* Source excerpt:
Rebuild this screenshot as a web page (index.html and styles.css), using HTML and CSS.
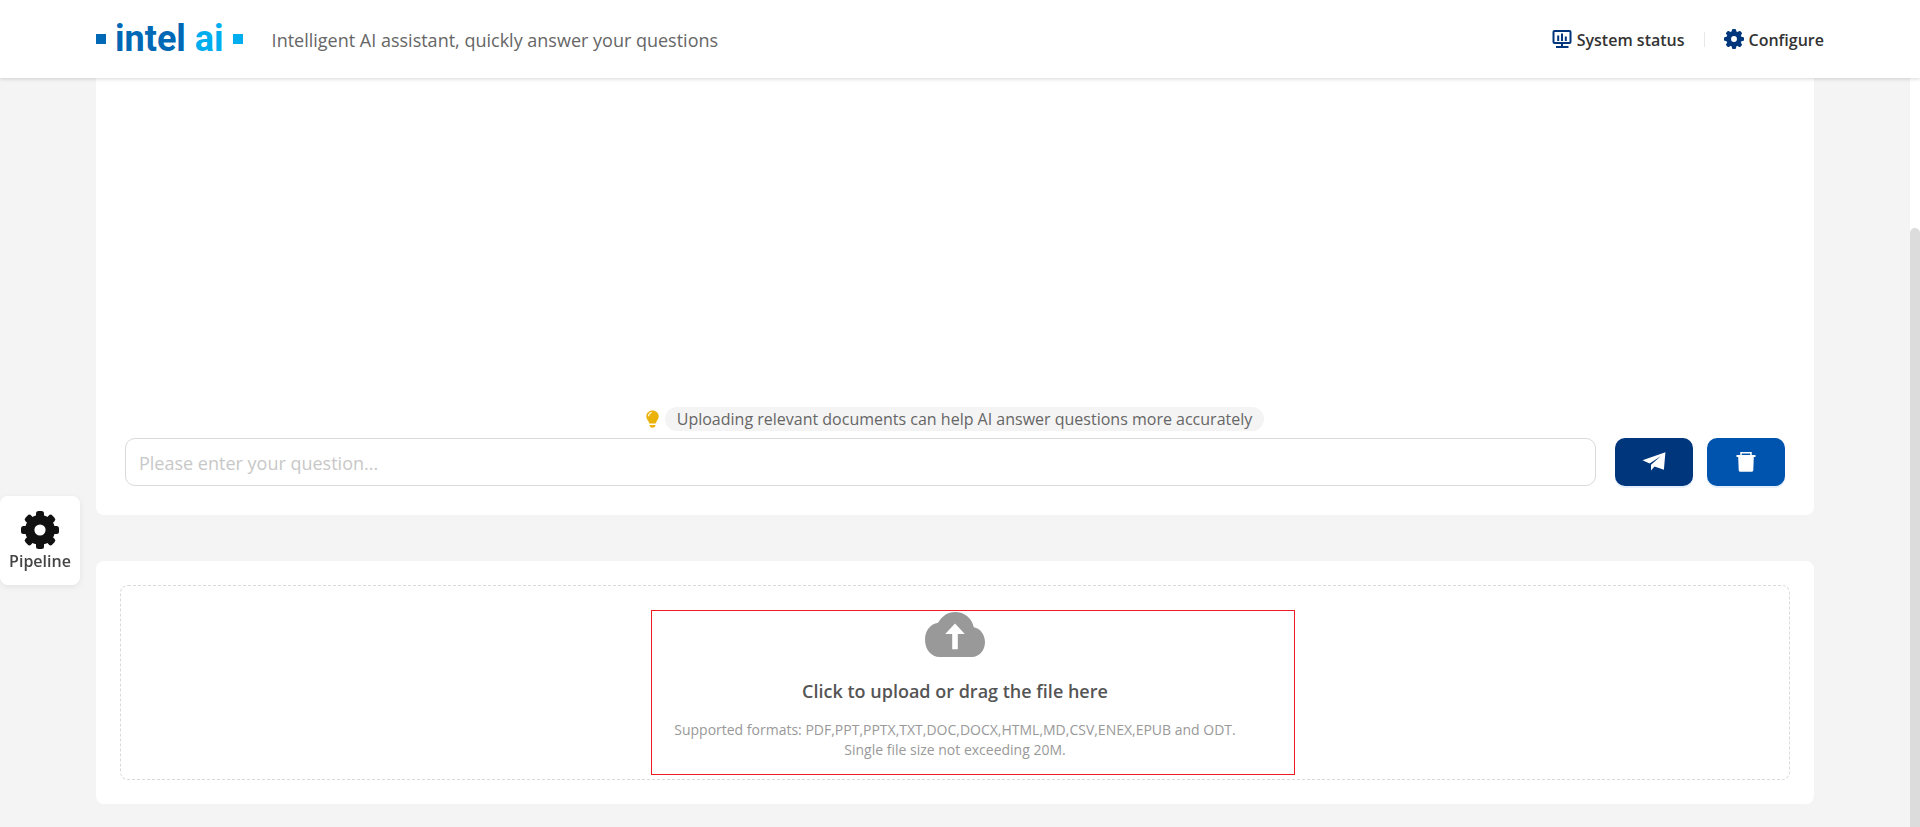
FILE: index.html
```html
<!DOCTYPE html>
<html lang="en">
<head>
<meta charset="utf-8">
<title>Intel AI assistant</title>
<link rel="stylesheet" href="styles.css">
</head>
<body>
<svg class="sprite" width="0" height="0" aria-hidden="true">
  <symbol id="gear" viewBox="-19 -19 38 38">
    <mask id="gear-hole"><rect x="-19" y="-19" width="38" height="38" fill="#fff"/><circle r="5.6" fill="#000"/></mask>
    <g mask="url(#gear-hole)" fill="currentColor">
      <circle r="15"/>
      <rect x="-4" y="-19" width="8" height="38" rx="2.5"/>
      <rect x="-4" y="-19" width="8" height="38" rx="2.5" transform="rotate(45)"/>
      <rect x="-4" y="-19" width="8" height="38" rx="2.5" transform="rotate(90)"/>
      <rect x="-4" y="-19" width="8" height="38" rx="2.5" transform="rotate(135)"/>
    </g>
  </symbol>
</svg>
<header class="header">
  <div class="brand">
    <div class="logo"><span class="square"></span><span class="logo-text">intel <span class="logo-ai">ai</span></span><span class="square square-light"></span></div>
    <p class="tagline">Intelligent AI assistant, quickly answer your questions</p>
  </div>
  <nav class="nav">
    <a class="nav-link" href="#status">
      <svg class="nav-icon" viewBox="0 0 20 20" fill="none" stroke="currentColor" stroke-width="2">
        <rect x="1.5" y="2" width="17" height="12" rx="1"/>
        <path d="M6.2 6.5v5.500M10 4.500V12M13.800 7.500V12M10 14v4M4 18h12.500"/>
      </svg><span class="nav-label">System status</span></a>
    <span class="divider"></span>
    <a class="nav-link" href="#configure"><svg class="nav-icon"><use href="#gear"/></svg><span class="nav-label">Configure</span></a>
  </nav>
</header>
<div class="body">
  <main class="main">
    <section class="card chat">
      <div class="hint">
        <svg class="bulb" viewBox="0 0 13 18"><path d="M6.500 0.500C3 .5.300 3.100.300 6.400c0 2.600 1.700 3.700 2.500 5.500l.5 1.600h6.400l.5-1.600c.8-1.800 2.500-2.900 2.500-5.500C12.700 3.100 10 .5 6.500.5z" fill="#ecb20c"/><path d="M3.500 15h6c0 1.800-1.200 2.800-3 2.800s-3-1-3-2.800z" fill="#ecb20c"/><path d="M2.600 6.300c0-2 1.300-3.400 3.100-3.800" stroke="#fff" stroke-width="1.100" fill="none"/></svg>
        <span class="hint-text">Uploading relevant documents can help AI answer questions more accurately</span>
      </div>
      <form class="ask">
        <input class="question" type="text" placeholder="Please enter your question..." aria-label="Question">
        <button class="action" type="button" aria-label="Send">
          <svg class="action-icon" viewBox="0 0 24 24"><path d="M23.400 2.200.500 10.300l7.100 3.300L19 6 9 14.800v5.700l3.500-4.100 9.400 3.300z" fill="#fff"/></svg>
        </button>
        <button class="action action-clear" type="button" aria-label="Clear">
          <svg class="action-icon" viewBox="0 0 24 24"><path d="M7 6V2.700h10V6" fill="none" stroke="#fff" stroke-width="1.500"/><path d="M2.500 5h19v2h-1.700l-.5 13c-.1 1.200-.7 1.800-1.800 1.800h-11c-1.100 0-1.700-.6-1.800-1.800L4.200 7H2.500z" fill="#fff"/></svg>
        </button>
      </form>
    </section>
    <section class="card upload">
      <button class="drop" type="button">
        <svg class="cloud" viewBox="0 0 60 45"><path d="M15 45C6 45 0 37.500 0 27.500 0 18.500 5.500 12 13 10.800 17 4 23 0 30 0c9.500 0 17 6.300 18.800 15.200C55.500 16.500 60 22.800 60 30c0 8.500-6 15-13 15z" fill="#999"/><path d="M30 11.500 20.200 22h7v15.200h5.600V22h7z" fill="#fff"/></svg>
        <span class="drop-title">Click to upload or drag the file here</span>
        <span class="drop-note">Supported formats: PDF,PPT,PPTX,TXT,DOC,DOCX,HTML,MD,CSV,ENEX,EPUB and ODT.<br>Single file size not exceeding 20M.</span>
        <span class="highlight"></span>
      </button>
    </section>
  </main>
  <div class="scroll"><div class="thumb"></div></div>
</div>
<button class="pipeline" type="button"><svg class="pipeline-icon"><use href="#gear"/></svg>Pipeline</button>
</body>
</html>
```
FILE: styles.css
```css
* { box-sizing: border-box; }
body {
  margin: 0;
  min-height: 100vh;
  display: flex;
  flex-direction: column;
  background: #f4f4f4;
  color: #333;
  font: 16px/24px "Open Sans", "Noto Sans", sans-serif;
}
button { font: inherit; border: 0; cursor: pointer; }
.sprite { position: absolute; }
.header {
  position: relative;
  z-index: 1;
  height: 78px;
  padding: 0 96px;
  display: flex;
  align-items: center;
  justify-content: space-between;
  background: #fff;
  box-shadow: 0 1px 4px rgba(0, 0, 0, .16);
}
.brand, .logo, .nav, .nav-link { display: flex; align-items: center; }
.brand { gap: 29px; }
.logo { gap: 9px; }
.logo-text { font: 700 36px/44px Roboto, sans-serif; color: #0068b5; }
.logo-ai { color: #00aeef; }
.square { width: 10px; height: 10px; background: #0068b5; }
.square-light { background: #00aeef; }
.tagline { margin: 0; padding-top: 2px; font-size: 18px; color: #666; }
.nav { gap: 19px; }
.nav-link { gap: 5px; color: #333; font-weight: 600; text-decoration: none; }
.nav-label { padding-top: 2px; }
.nav-icon { width: 20px; height: 20px; color: #00377c; }
.divider { width: 1px; height: 15px; background: #e8e8e8; }
.body { flex: 1; display: flex; }
.main {
  flex: 1;
  padding: 0 96px 23px;
  display: flex;
  flex-direction: column;
  gap: 46px;
}
.card { background: #fff; border-radius: 8px; }
.chat {
  flex: 1;
  padding: 0 29px 29px;
  border-radius: 0 0 8px 8px;
  display: flex;
  flex-direction: column;
  justify-content: flex-end;
  gap: 7px;
}
.hint { display: flex; justify-content: center; align-items: center; gap: 6px; }
.bulb { width: 13px; height: 18px; }
.hint-text { padding: 1px 12px 0; line-height: 23px; border-radius: 12px; background: #f4f4f4; color: #666; }
.ask { display: flex; gap: 14px; }
.question {
  flex: 1;
  height: 48px;
  margin-right: 5px;
  padding: 1px 13px 0;
  border: 1px solid #d9d9d9;
  border-radius: 10px;
  background: #fff;
  font: 18px/24px "Open Sans", "Noto Sans", sans-serif;
}
.question::placeholder { color: #c8c8c8; }
.action {
  width: 78px;
  height: 48px;
  padding: 0;
  display: flex;
  align-items: center;
  justify-content: center;
  border-radius: 10px;
  background: #00377c;
  box-shadow: 0 2px 0 #e6effc;
}
.action-clear { background: #0054ae; }
.action-icon { width: 24px; height: 24px; }
.upload { padding: 24px; }
.drop {
  position: relative;
  width: 100%;
  padding: 26px 0 19px;
  display: flex;
  flex-direction: column;
  align-items: center;
  border: 1px dashed #d9d9d9;
  border-radius: 8px;
  background: #fff;
}
.cloud { width: 60px; height: 45px; margin-bottom: 22px; }
.drop-title { margin-bottom: 17px; font-size: 18px; font-weight: 600; color: #555; }
.drop-note { font-size: 14px; line-height: 20px; color: #999; }
.highlight {
  position: absolute;
  top: 24px;
  bottom: 4px;
  left: calc(50% - 304px);
  width: 644px;
  border: 1px solid #ed1c24;
}
.scroll { width: 10px; padding-top: 150px; display: flex; background: #fff; }
.thumb { flex: 1; border-radius: 5px 5px 0 0; background: #dcdcdc; }
.pipeline {
  position: fixed;
  left: 0;
  top: 60%;
  width: 80px;
  padding: 15px 0 12px;
  display: flex;
  flex-direction: column;
  align-items: center;
  border-radius: 8px;
  background: #fff;
  box-shadow: 0 2px 6px rgba(0, 0, 0, .07);
  color: #444;
  font-weight: 600;
}
.pipeline-icon { width: 38px; height: 38px; color: #111; }
```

* Objective: Collect each line holding the string "index".

* Response:
Rebuild this screenshot as a web page (index.html and styles.css), using HTML and CSS.
FILE: index.html
  z-index: 1;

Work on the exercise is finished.